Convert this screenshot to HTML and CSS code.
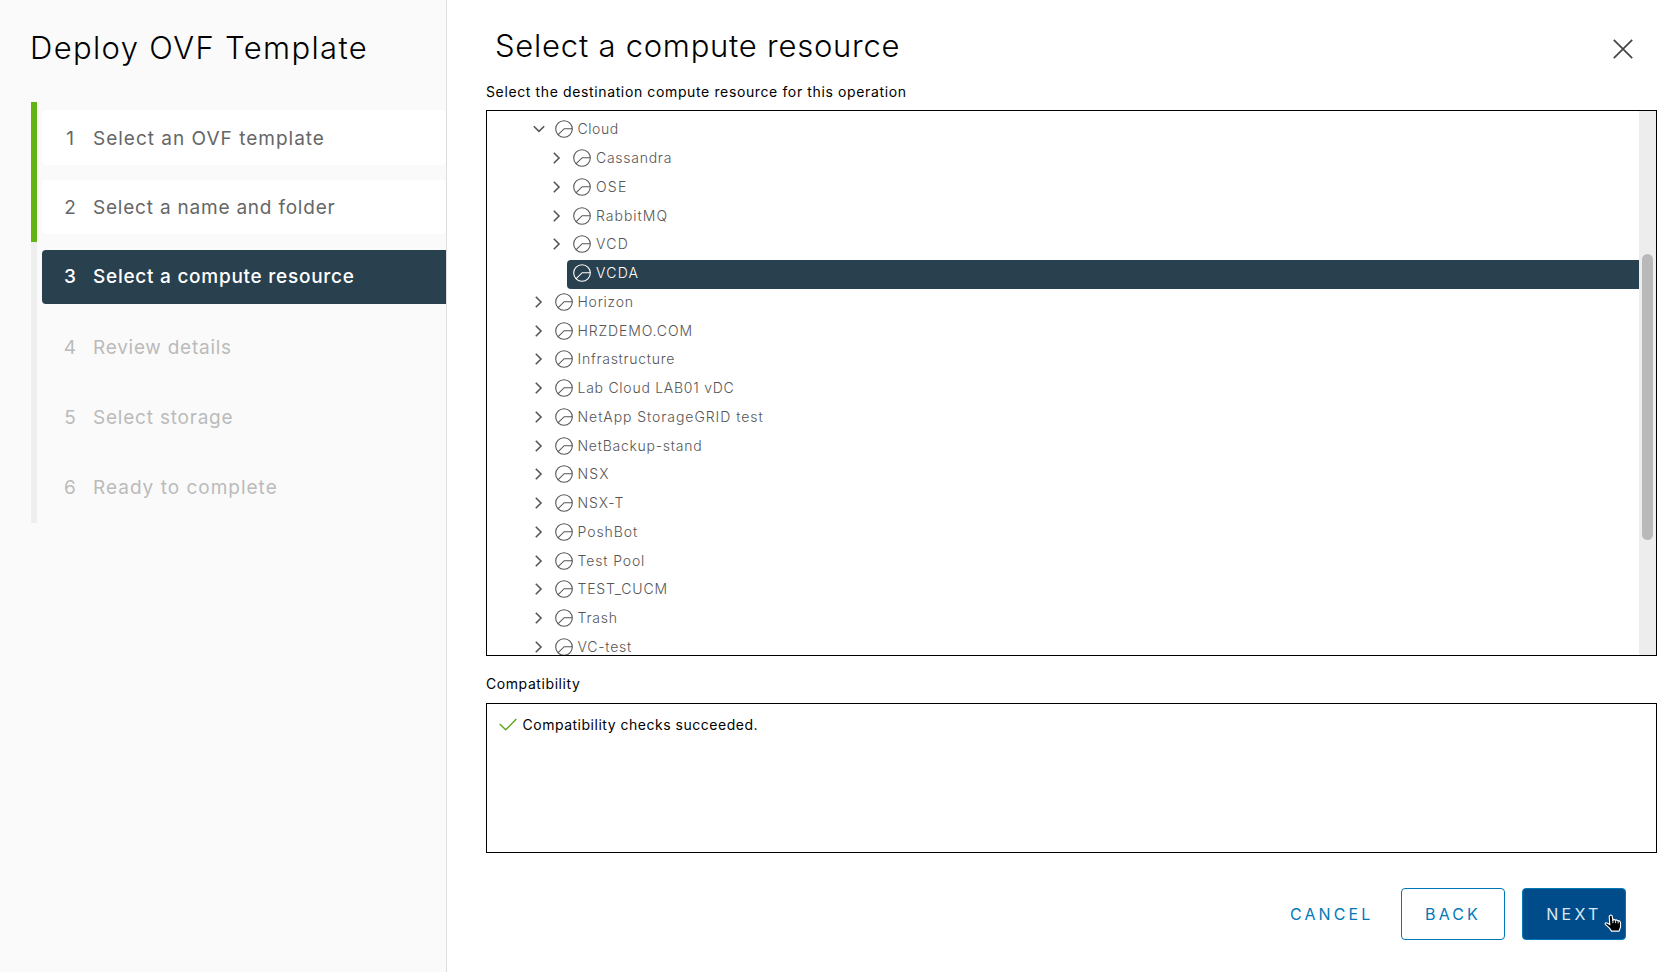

# # #

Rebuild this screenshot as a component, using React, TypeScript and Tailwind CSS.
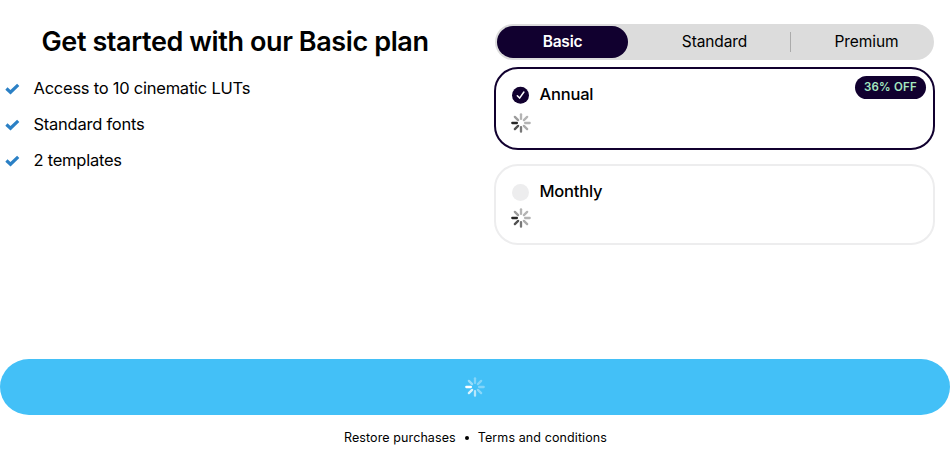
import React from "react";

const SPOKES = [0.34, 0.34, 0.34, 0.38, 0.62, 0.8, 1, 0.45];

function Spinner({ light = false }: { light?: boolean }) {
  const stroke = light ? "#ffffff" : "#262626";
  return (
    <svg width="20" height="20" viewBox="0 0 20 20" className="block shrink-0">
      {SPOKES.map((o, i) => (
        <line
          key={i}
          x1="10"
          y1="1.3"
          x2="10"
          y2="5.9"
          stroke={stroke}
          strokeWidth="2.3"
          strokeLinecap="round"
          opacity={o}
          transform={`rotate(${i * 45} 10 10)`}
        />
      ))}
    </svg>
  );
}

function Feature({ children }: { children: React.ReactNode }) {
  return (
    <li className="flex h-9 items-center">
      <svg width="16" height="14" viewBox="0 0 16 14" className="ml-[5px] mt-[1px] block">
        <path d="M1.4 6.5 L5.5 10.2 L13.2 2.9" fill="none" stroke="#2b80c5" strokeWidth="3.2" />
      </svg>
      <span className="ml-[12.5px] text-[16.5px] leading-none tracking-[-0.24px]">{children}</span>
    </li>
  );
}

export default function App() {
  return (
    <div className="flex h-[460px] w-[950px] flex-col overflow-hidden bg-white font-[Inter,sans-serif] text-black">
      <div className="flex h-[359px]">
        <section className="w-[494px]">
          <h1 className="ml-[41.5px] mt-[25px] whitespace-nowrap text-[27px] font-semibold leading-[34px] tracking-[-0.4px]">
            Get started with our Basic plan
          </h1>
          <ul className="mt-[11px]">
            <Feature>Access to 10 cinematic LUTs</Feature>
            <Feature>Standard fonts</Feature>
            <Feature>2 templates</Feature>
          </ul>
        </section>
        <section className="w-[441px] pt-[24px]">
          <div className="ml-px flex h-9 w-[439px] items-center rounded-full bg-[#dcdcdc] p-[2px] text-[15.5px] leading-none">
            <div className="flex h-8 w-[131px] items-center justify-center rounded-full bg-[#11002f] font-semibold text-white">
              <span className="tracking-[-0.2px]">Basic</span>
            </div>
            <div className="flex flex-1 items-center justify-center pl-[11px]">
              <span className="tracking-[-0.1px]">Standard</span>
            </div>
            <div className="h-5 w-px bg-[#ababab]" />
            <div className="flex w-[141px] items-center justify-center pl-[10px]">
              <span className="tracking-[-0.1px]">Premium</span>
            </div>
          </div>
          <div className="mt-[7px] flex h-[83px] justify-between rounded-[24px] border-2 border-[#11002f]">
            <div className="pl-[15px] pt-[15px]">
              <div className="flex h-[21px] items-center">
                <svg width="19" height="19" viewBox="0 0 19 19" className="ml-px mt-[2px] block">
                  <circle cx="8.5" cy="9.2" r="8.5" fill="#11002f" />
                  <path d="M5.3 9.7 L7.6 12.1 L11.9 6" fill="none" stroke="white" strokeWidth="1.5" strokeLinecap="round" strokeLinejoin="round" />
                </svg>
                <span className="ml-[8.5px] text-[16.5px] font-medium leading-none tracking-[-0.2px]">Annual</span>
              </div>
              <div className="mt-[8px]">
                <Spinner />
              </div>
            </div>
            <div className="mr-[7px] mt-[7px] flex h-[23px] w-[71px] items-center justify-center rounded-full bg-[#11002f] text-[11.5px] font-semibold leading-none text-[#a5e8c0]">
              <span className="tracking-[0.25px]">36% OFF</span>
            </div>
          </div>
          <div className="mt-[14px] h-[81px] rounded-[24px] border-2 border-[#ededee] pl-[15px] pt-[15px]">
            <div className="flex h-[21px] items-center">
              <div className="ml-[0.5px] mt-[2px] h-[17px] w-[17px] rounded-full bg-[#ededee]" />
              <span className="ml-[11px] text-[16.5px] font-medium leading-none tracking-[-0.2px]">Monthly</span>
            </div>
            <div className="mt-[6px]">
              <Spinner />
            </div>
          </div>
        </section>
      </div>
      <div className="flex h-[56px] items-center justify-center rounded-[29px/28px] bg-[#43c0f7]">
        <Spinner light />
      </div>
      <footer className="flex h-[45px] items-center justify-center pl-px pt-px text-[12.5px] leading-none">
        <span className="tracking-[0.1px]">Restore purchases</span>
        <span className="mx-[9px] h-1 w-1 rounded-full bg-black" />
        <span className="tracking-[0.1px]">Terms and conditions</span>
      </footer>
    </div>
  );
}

# # #

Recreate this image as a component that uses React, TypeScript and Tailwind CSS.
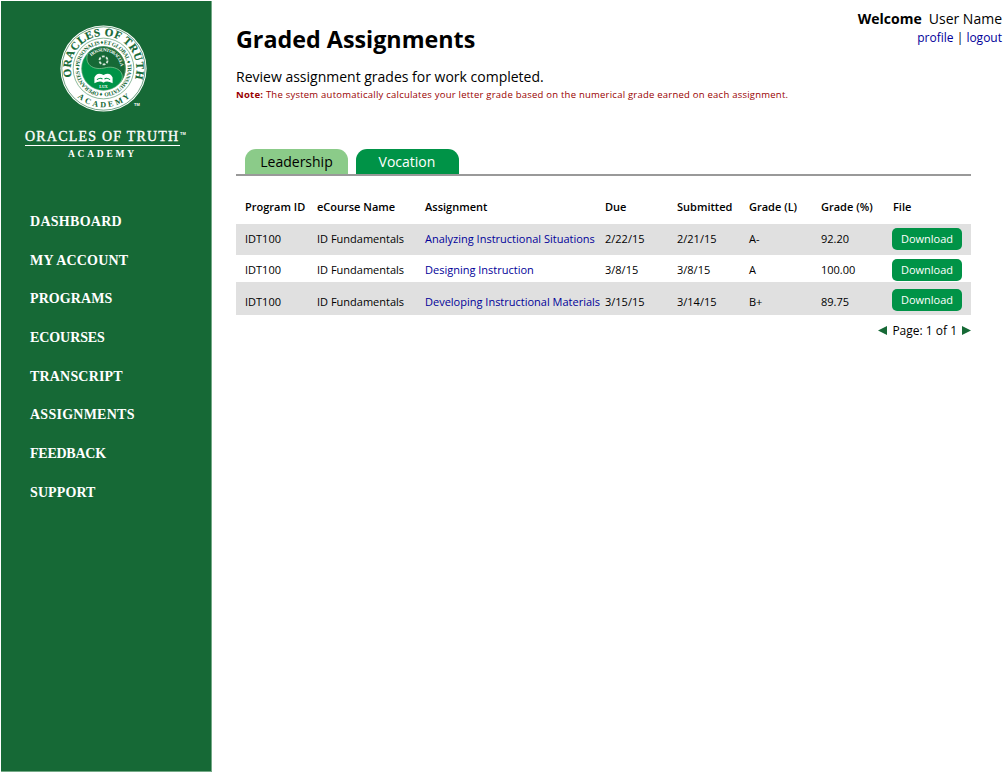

# # #

- [EXERCISE TASK]:
Make an exact copy of the lines from the one holding "Rebuild this screenshot" through the one holding "const SPOKES = [0.34, 0.34, 0.34, 0.38, 0.62, 0.8, 1, 0.45];", end lines included, without the pictures.

- [RESULT BELOW]:
Rebuild this screenshot as a component, using React, TypeScript and Tailwind CSS.
import React from "react";

const SPOKES = [0.34, 0.34, 0.34, 0.38, 0.62, 0.8, 1, 0.45];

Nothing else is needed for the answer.